Не существующая на картах земного шара гора, которую я никак не могу обнаружить, в краях, сохранившихся в моей памяти, появляется только в редких радужных снах. А появившись, она так крепко и убедительно связана с прошлыми снами, что сомневаться в ее существовании не приходится. Проснувшись окончательно, я думаю о ней, и мне начинает казаться, что гора эта где-то должна быть. Где, не знаю. Как до нее добраться, тоже не знаю. И решаю, когда снова увижу ее во сне, поднимусь на ее вершину, которая так и манит к себе. И передо мной откроется вся панорама. Беда в том, что я никогда не успеваю подняться, вечно находится причина, и я просыпаюсь раньше времени. И на этот раз тоже: оставалось два шага, и тут гора сдвинулась в сторону, и между ней и мной образовалась долина. Через нее проложено шоссе, о котором я не подозревал, грузовики с завыванием ползут на подъем. Я узнаю их и просыпаюсь, И слышу топот, идут прямо к нам, все ближе.

Картежники вокруг карбидной лампы насторожились. У них хватает присутствия духа разобрать «банк» и разбежаться, один даже возвращается погасить лампу. Когда они разбегались, я видел, как у них от страха горели глаза.

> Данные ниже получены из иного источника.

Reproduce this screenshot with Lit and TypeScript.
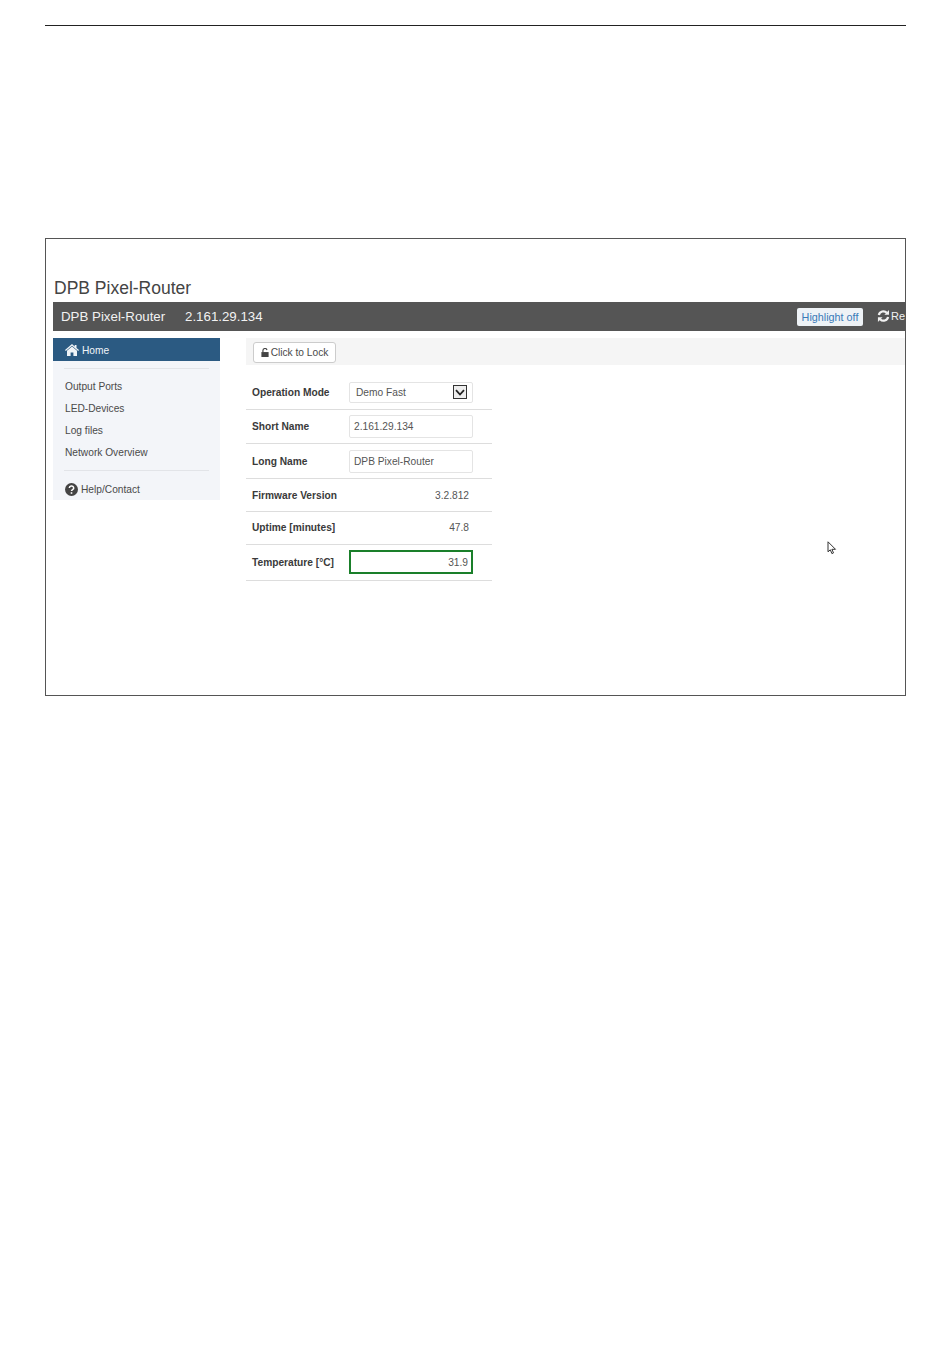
import { LitElement, html, css } from "lit";
import { customElement } from "lit/decorators.js";

@customElement("app-root")
export class AppRoot extends LitElement {
  static styles = css`
    :host { display: block; width: 950px; height: 1369px; background: #fff; font-family: "Liberation Sans", Arial, sans-serif; color: #333; overflow: hidden; }
    .page { padding: 25px 44px 0 45px; }
    .rule { height: 1px; background: #222; }
    .frame { margin-top: 212px; height: 456px; border: 1px solid #555; padding-left: 7px; overflow: hidden; }
    .title { margin: 38px 0 0 1px; height: 25px; font-size: 17.5px; line-height: 22px; font-weight: 400; color: #444; }
    .nav { height: 29px; background: #555; color: #f2f2f2; display: flex; align-items: center; padding: 0 0 1px 8px; box-sizing: border-box; font-size: 13.3px; white-space: nowrap; overflow: hidden; }
    .brand { width: 124px; }
    .ip { flex: 1; }
    .hl { width: 66px; height: 18px; background: #eef2f6; border-radius: 2px; color: #3a7ab8; font-size: 10.8px; display: flex; align-items: center; justify-content: center; margin-top: 2px; }
    .reload { width: 28px; margin-left: 14px; display: flex; align-items: center; gap: 1px; font-size: 11px; overflow: hidden; flex: none; }
    .main { display: flex; margin-top: 7px; align-items: flex-start; }
    .side { width: 167px; height: 162px; background: #f3f5f9; font-size: 10.2px; flex: none; color: #4a4a4a; }
    .home { height: 23px; box-sizing: border-box; padding: 1px 0 0 12px; background: #2b5a82; color: #f0f4f8; display: flex; align-items: center; gap: 3px; }
    .sep { height: 1px; background: #e2e4e8; margin: 7px 11px 0 11px; }
    .links { display: flex; flex-direction: column; padding: 7px 0 0 12px; }
    .links span { height: 22px; line-height: 22px; }
    .sep2 { margin-top: 6px; }
    .help { display: flex; align-items: center; gap: 3px; padding: 12px 0 0 12px; }
    .content { margin-left: 26px; flex: 1; }
    .toolbar { height: 27px; background: #f5f5f5; padding: 4px 0 0 7px; box-sizing: border-box; }
    .btn { width: 83px; height: 21px; box-sizing: border-box; background: #fff; border: 1px solid #ccc; border-radius: 3px; font-size: 10.2px; color: #4a4a4a; display: flex; align-items: center; justify-content: center; gap: 2px; padding-bottom: 1px; }
    .table { width: 246px; margin-top: 11px; font-size: 10.2px; }
    .row { display: flex; align-items: center; border-bottom: 1px solid #ddd; box-sizing: border-box; padding-left: 6px; }
    .lift { padding-bottom: 1px; }
    .label { width: 97px; font-weight: 700; color: #3a3a3a; flex: none; white-space: nowrap; }
    .field { width: 124px; box-sizing: border-box; border: 1px solid #e4e4e4; border-radius: 2px; display: flex; align-items: center; padding: 0 4px; color: #555; }
    .select { height: 21px; justify-content: space-between; padding: 0 5px 0 6px; margin-bottom: 1px; }
    .arrow { width: 14px; height: 14px; box-sizing: border-box; border: 1px solid #333; background: #eee; display: flex; align-items: center; justify-content: center; }
    .text { height: 23px; }
    .value { width: 217px; margin-left: -97px; text-align: right; color: #555; box-sizing: border-box; padding-left: 97px; }
    .temp { height: 24px; border: 2px solid #1a7f2a; border-radius: 0; justify-content: flex-end; padding-right: 3px; margin-bottom: 1px; }
    .cursor { position: absolute; left: 827px; top: 541px; }
    .h34 { height: 34px; } .h35 { height: 35px; } .h33 { height: 33px; } .h36 { height: 36px; }
  `;

  render() {
    return html`
      <div class="page">
        <div class="rule"></div>
        <div class="frame">
          <div class="title">DPB Pixel-Router</div>
          <div class="nav">
            <span class="brand">DPB Pixel-Router</span>
            <span class="ip">2.161.29.134</span>
            <span class="hl">Highlight off</span>
            <span class="reload">
              <svg width="16" height="16" viewBox="0 0 14 14" fill="none" stroke="#f2f2f2" stroke-width="2.400">
                <path d="M2 6a5 5 0 0 1 8.600-2.400"/><path d="M12 8a5 5 0 0 1-8.600 2.400"/>
                <path d="M13 .600v5H8z" fill="#f2f2f2" stroke="none"/><path d="M1 13.400v-5h5z" fill="#f2f2f2" stroke="none"/>
              </svg>Re
            </span>
          </div>
          <div class="main">
            <div class="side">
              <div class="home">
                <svg width="14" height="12" viewBox="0 0 14 12" fill="#f0f4f8"><path d="M7 0 0 6l.8 1L7 1.800 13.200 7l.8-1-2.500-2.100V1h-1.800v1.400z"/><path d="M2 6.800V12h3.600V8.600h2.800V12H12V6.800L7 2.600z"/></svg>
                Home
              </div>
              <div class="sep"></div>
              <div class="links">
                <span>Output Ports</span>
                <span>LED-Devices</span>
                <span>Log files</span>
                <span>Network Overview</span>
              </div>
              <div class="sep sep2"></div>
              <div class="help">
                <svg width="13" height="13" viewBox="0 0 13 13"><circle cx="6.500" cy="6.500" r="6.500" fill="#444"/><path d="M4.300 5a2.200 2 0 1 1 3.300 1.700c-.7.4-1.100.7-1.100 1.400" fill="none" stroke="#fff" stroke-width="1.500"/><rect x="5.700" y="9.200" width="1.600" height="1.600" fill="#fff"/></svg>
                Help/Contact
              </div>
            </div>
            <div class="content">
              <div class="toolbar">
                <div class="btn">
                  <svg width="8" height="9" viewBox="0 0 8 10" fill="#444"><path d="M0 4.500h8V10H0z"/><path d="M1.700 4.500V2.800a2.300 2.300 0 0 1 4.500-.6" fill="none" stroke="#444" stroke-width="1.300"/></svg>
                  Click to Lock
                </div>
              </div>
              <div class="table">
                <div class="row h34">
                  <span class="label">Operation Mode</span>
                  <span class="field select">Demo Fast
                    <span class="arrow"><svg width="10" height="7" viewBox="0 0 10 7" fill="none" stroke="#222" stroke-width="1.800"><path d="M1 1.200 5 5.500l4-4.300"/></svg></span>
                  </span>
                </div>
                <div class="row h34"><span class="label">Short Name</span><span class="field text">2.161.29.134</span></div>
                <div class="row h35"><span class="label">Long Name</span><span class="field text">DPB Pixel-Router</span></div>
                <div class="row h33"><span class="label">Firmware Version</span><span class="value">3.2.812</span></div>
                <div class="row h33 lift"><span class="label">Uptime [minutes]</span><span class="value">47.8</span></div>
                <div class="row h36"><span class="label">Temperature [°C]</span><span class="field temp">31.9</span></div>
              </div>
            </div>
          </div>
        </div>
      </div>
      <svg class="cursor" width="10" height="14" viewBox="0 0 10 14" fill="#fff" stroke="#333" stroke-width="1"><path d="M1 .8v10l2.300-2 1.600 3.800 1.600-.7-1.600-3.600H8.500z"/></svg>
    `;
  }
}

Пронзительный свист, похожий на шипение змей, поднявшихся на хвосты, врывается вместе с треском распахнувшейся двери. Лагерная полиция с фонарями в руках, в нижнем белье, но в шапках с кокардами, вскакивает, как толпа сумасшедших, с криком в помещение.

— Подъем! Подъем! Всем выходить!

— Марш во двор! И без разговоров!

— Что? Высадился десант? — бросает кто-то шутливо.

— Не шути головой, дурень!

— Знал бы, какие они пришли… Будут нынче покойники, я тебе говорю!

— И без того хватает, — замечает Кум.

— Молчи! — цыкает на него полицейский. — И не смей задерживать народ, не то будет беда.

— Освобождения по болезни не действительны, чтоб все знали!

— Нету больных, освобождение не признается! Все выходят!

— Катитесь вы к чертовой матери… — кричит Вуйо.

Гремя тяжелыми сапогами, вваливаются немцы с дикими выкриками времен переселения народов. Завывают, ворчат псы, натягивают поводки, становятся на задние лапы, вот-вот вырвутся. Меня охватывает страх. Потом я вижу, собак нет, непонятно, куда они делись, в окно, что ли, повыскакивали вместе с воем и лаем?

Испуганные люди в панике хлынули в двери. Шумич и я пытаемся пробиться к Вуйо и Ясикичу: если дело идет к расстрелу, будем хотя бы вместе. Тщетно их зовем, в хаосе ничего не слышно. Плечи и локти толкают нас к двери. Тащит и дальше, невозможно стать на ноги, натянуть на себя лохмотья. Одни, крича благим матом, наваливаются сверху, полураздетые, другие копошатся под ногами, пытаясь подняться, прежде чем их затопчут… Вниз по лестнице скатываются костыли охающего и ахающего ловчилы. Во дворе всех загоняют в машины. Уже там, толкая друг друга локтями, заканчиваем одевание.